Your Honours, 223(2) refers to the question of the error or omission. We have not challenged our loss on the question of error, there having been a relevant error or omission, “a relevant act that is required to be done” is not done within that time, and I remind your Honours that our friend’s application was nearly 10 years out of time, as it was held. Then “the Commissioner may” and it is common ground that it is discretionary. Your Honours, just as part of the context, in subsection (4):


The Commissioner must advertise . . .


an application made for an extension of time for more than 3 months -


Under subsection (6), people can oppose it and, your Honours, just for completeness, in certain specific cases in (2A), you can apply within two months and the Commissioner must give it to you, if she is satisfied that you “took due care”. That did not apply in the present case because the maximum extension of time under that is 12 months.


Now, your Honours, the central argument is that the Patents Act, as your Honours know, since 1623, has provided a limited statutory monopoly with a limited term. Section 6 of the statute of monopolies, still referred to in our schedule to our Act, allowed a term of 14 years. Section 5, which protected existing grants of monopolies for inventions, cut them back to 21 years. The term now is 20 years but - - -


KIEFEL J: Mr Catterns, could I just interrupt you for a moment just to clarify what you were really saying at the outset?


MR CATTERNS: Yes, your Honour.


KIEFEL J: Do I understand you to say that unreasonableness of the decision to extend time, assuming statutory power to do so, is you seek to make that out by reference only to the amount of time that is given for the extension, that 10 years in statutory context by any means has to be excessive? I am saying that because looking at your draft notice of appeal, it attacks findings - paragraph 3. Do I take it that you are not attacking reasoning of the court below as so much as saying that there was really only one conclusion which could reasonably have been reached and it certainly was not to grant an extension of 10 years?


MR CATTERNS: Your Honour, we do wish to attack the reasoning and I was going to take your Honours, in particular, to the two central paragraphs of his Honour Justice Yates’ reasoning where we submit his Honour did fall into error. It is not just the fact that it is a 10 year extension, it is in the particular circumstances where the person seeking the extension knew for four years that they could have done what they ultimately did, which is apply for an extension of time, on a contingent basis, that we agreed on both sides would have been stayed, then the position would have been known. Time would have stopped to run and it would have been a very different calculus for Alphapharm, which is the person who started this by putting our friends on notice in July 2005.


KIEFEL J: This is the policy question really that others knew to know and manage their affairs on the basis of what is happening, knowing whether or not it is to be applied for, and you say his Honour discounted that?


MR CATTERNS: Yes, your Honour, I do, in the last two paragraphs of his Honour’s reasoning.
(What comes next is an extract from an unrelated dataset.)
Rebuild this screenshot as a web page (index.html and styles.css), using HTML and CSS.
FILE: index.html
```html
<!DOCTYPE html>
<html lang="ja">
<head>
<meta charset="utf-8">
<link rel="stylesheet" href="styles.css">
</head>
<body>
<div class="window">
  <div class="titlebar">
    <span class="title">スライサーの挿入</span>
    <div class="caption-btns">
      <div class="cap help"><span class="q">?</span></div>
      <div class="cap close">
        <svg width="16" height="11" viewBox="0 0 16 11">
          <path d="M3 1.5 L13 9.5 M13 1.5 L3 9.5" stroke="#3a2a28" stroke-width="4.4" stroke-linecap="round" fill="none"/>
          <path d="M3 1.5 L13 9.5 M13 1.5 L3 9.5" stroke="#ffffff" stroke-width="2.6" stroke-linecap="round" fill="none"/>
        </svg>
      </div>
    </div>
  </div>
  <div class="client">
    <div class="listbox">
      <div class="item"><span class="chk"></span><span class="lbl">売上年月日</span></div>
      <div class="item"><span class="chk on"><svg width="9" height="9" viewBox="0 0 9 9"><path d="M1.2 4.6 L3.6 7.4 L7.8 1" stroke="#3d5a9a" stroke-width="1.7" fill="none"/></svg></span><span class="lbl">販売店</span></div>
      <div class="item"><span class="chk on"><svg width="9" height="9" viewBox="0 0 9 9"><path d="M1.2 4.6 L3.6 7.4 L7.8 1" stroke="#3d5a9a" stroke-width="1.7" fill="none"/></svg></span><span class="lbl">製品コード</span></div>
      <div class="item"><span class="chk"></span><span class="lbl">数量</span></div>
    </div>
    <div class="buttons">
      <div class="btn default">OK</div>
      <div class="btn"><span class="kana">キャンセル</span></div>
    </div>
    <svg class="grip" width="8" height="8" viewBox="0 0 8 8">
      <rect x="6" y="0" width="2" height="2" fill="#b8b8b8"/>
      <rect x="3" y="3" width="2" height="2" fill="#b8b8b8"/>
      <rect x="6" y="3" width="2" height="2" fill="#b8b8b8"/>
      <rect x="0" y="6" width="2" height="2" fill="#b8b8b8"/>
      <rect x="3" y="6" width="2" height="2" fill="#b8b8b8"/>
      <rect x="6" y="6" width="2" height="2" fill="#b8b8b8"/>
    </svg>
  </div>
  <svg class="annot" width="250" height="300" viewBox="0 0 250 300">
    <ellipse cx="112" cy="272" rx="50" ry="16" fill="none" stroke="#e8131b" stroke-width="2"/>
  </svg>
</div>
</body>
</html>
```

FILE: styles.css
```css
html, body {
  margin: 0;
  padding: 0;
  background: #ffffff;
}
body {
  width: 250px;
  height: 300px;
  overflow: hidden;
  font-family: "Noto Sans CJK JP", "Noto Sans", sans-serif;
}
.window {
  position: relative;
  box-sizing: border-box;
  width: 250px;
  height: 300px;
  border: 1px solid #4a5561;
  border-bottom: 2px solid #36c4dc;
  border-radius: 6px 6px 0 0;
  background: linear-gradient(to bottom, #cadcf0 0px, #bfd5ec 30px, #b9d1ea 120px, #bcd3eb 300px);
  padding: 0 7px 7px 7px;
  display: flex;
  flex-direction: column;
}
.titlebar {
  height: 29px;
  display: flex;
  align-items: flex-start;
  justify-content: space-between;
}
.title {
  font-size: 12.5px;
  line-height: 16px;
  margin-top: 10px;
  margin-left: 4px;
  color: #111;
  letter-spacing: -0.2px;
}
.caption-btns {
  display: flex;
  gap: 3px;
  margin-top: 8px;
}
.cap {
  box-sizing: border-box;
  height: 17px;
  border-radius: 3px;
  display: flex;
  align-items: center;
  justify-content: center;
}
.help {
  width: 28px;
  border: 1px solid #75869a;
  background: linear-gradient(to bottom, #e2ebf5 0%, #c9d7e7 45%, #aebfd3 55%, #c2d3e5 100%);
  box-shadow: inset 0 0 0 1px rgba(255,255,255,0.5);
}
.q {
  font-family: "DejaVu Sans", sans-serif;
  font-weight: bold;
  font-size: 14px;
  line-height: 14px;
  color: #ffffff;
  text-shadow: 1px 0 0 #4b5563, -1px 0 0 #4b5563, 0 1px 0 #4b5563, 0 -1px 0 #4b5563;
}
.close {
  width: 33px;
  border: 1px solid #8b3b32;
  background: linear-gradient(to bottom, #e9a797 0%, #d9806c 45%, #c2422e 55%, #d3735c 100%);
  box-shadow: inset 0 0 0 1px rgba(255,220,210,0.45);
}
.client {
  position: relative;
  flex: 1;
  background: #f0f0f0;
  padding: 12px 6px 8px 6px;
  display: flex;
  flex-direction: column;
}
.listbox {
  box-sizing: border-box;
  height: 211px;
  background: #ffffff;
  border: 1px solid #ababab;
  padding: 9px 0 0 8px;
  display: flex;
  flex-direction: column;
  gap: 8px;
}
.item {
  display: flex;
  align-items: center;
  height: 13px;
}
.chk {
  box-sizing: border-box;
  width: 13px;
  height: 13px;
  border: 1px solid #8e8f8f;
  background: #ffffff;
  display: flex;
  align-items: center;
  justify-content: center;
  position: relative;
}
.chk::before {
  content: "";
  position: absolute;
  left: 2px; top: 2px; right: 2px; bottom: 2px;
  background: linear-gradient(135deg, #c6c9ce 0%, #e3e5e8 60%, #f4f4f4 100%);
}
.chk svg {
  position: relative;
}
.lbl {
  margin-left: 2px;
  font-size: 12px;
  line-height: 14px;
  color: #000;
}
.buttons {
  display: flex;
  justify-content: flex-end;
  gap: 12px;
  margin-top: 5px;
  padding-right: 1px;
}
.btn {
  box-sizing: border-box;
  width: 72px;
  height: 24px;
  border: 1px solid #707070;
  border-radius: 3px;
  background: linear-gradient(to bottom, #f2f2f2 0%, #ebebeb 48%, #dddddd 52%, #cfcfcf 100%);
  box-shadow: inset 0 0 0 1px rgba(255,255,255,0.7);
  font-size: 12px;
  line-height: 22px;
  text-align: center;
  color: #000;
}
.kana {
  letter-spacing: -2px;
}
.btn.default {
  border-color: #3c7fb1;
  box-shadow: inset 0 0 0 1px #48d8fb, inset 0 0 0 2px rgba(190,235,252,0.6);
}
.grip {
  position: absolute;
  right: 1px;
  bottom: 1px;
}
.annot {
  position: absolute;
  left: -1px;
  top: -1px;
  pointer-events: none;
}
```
Is it convenient to go there your Honour?


KIEFEL J: Yes, thank you.


MR CATTERNS: Your Honours, I beg your Honours’ pardon. His reasoning on the reasonableness ground - it starts a little earlier, but if I can go back to paragraph 155, there his Honour notes our unreasonableness submission, but his Honour deals with it in 156, your Honours, and if I can, so to speak, disentangle that. His Honour accepts first:


that it was open to Lundbeck to make a contingent extension of term . . . including shortly after receiving the Watermark letter.
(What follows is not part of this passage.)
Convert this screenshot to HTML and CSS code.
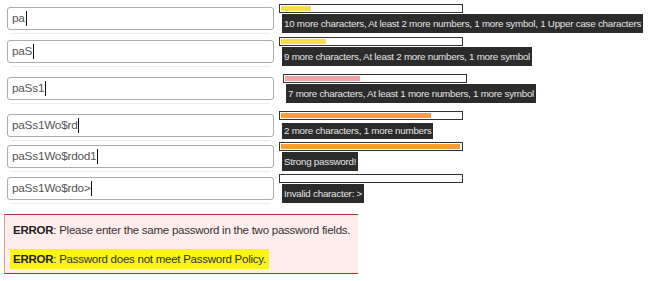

That was the letter from their attorneys advising that they could - one alternative, could - would be to apply for an extension. Your Honours, as we have submitted, it would have been advertised as the Act contemplates. It would have been stayed. Then, your Honour, the reasons why it did so, is what his Honour refers to in the third line there.


Well, your Honour, first, it was aware it could apply. Secondly, it did not receive any advice that it should not apply. They did receive advice from Corrs that its prospects were good - let us use that as a shorthand - but it was never told by Corrs that it should not apply for a contingent extension of time. Justice Yates makes that clear at paragraphs 115 to 116, without taking the Court to it. Thirdly, it had a firm view of its prospects; that was supported by Corrs and before the AAT by two patent attorneys, but notably not its attorney and, fourthly, the Tribunal accepted it was likely that commercial considerations were taken into account.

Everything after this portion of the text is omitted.